Arrêtée à l’aéroport, comme ses autres comparses, Maria doit son salut à son état, la loi interdisant de radiographier une femme enceinte. Les passeuses relâchées sont prises en charge par deux petits caïds plus soucieux de récupérer la marchandise que de prendre soin de la santé défaillante de l’une d’entre elles.

La seconde partie du film plus volontariste, faite de rebondissements à travers New York est nettement moins convaincante. On est décontenancés par la facilité de ces deux filles à s’y retrouver dans cette grande ville alors que jusqu’à présent elles n’ont jamais quitté leur patelin. Le refuge chez la sœur de la jeune femme décédée, lourdement imprégné de culpabilité et du pardon final – ce que le titre renforce à dessein - alourdit hélas un film dont le sujet sociologique et humain méritait sans doute un traitement moins romanesque.

 

    Certes nul reproche à adresser quant à la mise en scène efficace et au casting : la jeune Catalina Sandeno Moreno imprime à son personnage la témérité, la détermination puis la lucidité empreinte de rédemption (la fameuse grâce) nécessaires. Les trafiquants colombiens dans leur apparente bonhomie ne sont pas en reste : le préparateur des capsules n’a aucun regard pour Maria dans sa manipulation automatique et adroite et l’organisateur lui décrit dans le menu les conséquences d’une perforation ou d’une dissimulation éventuelle de la drogue.
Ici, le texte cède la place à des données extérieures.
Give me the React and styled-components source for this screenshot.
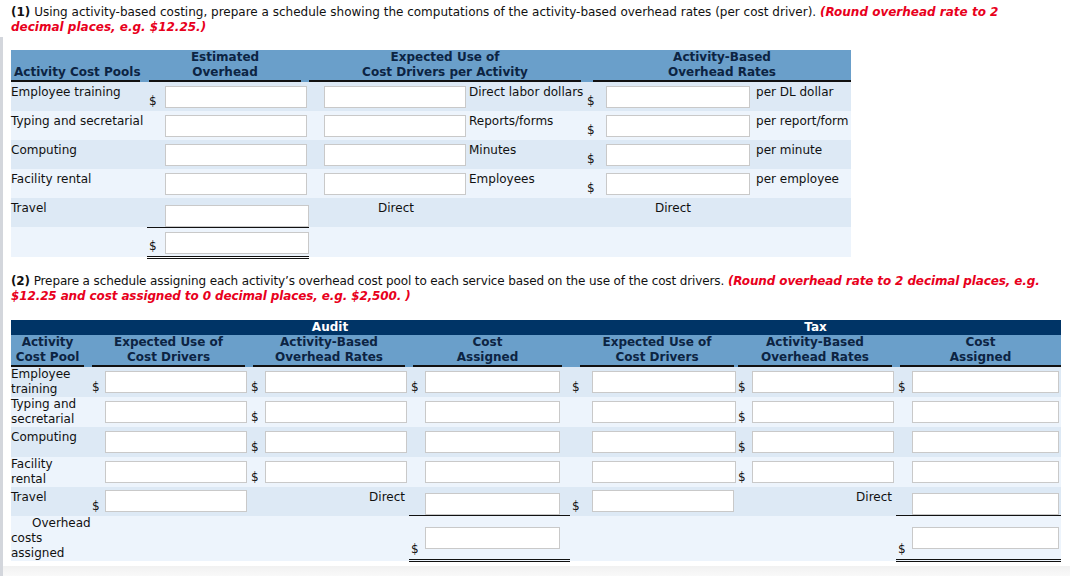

Il n’en reste pas moins qu’à travers une fiction sobre et glaçante Joshua Marston à l’instar d’autres cinéastes utilise son art – ici un premier métrage – comme dénonciation d’une pratique scandaleuse. C’est pour cela qu’il donne à voir un film nécessaire et salutaire. Néanmoins, nous attendrons le second travail pour juger du talent de Marston.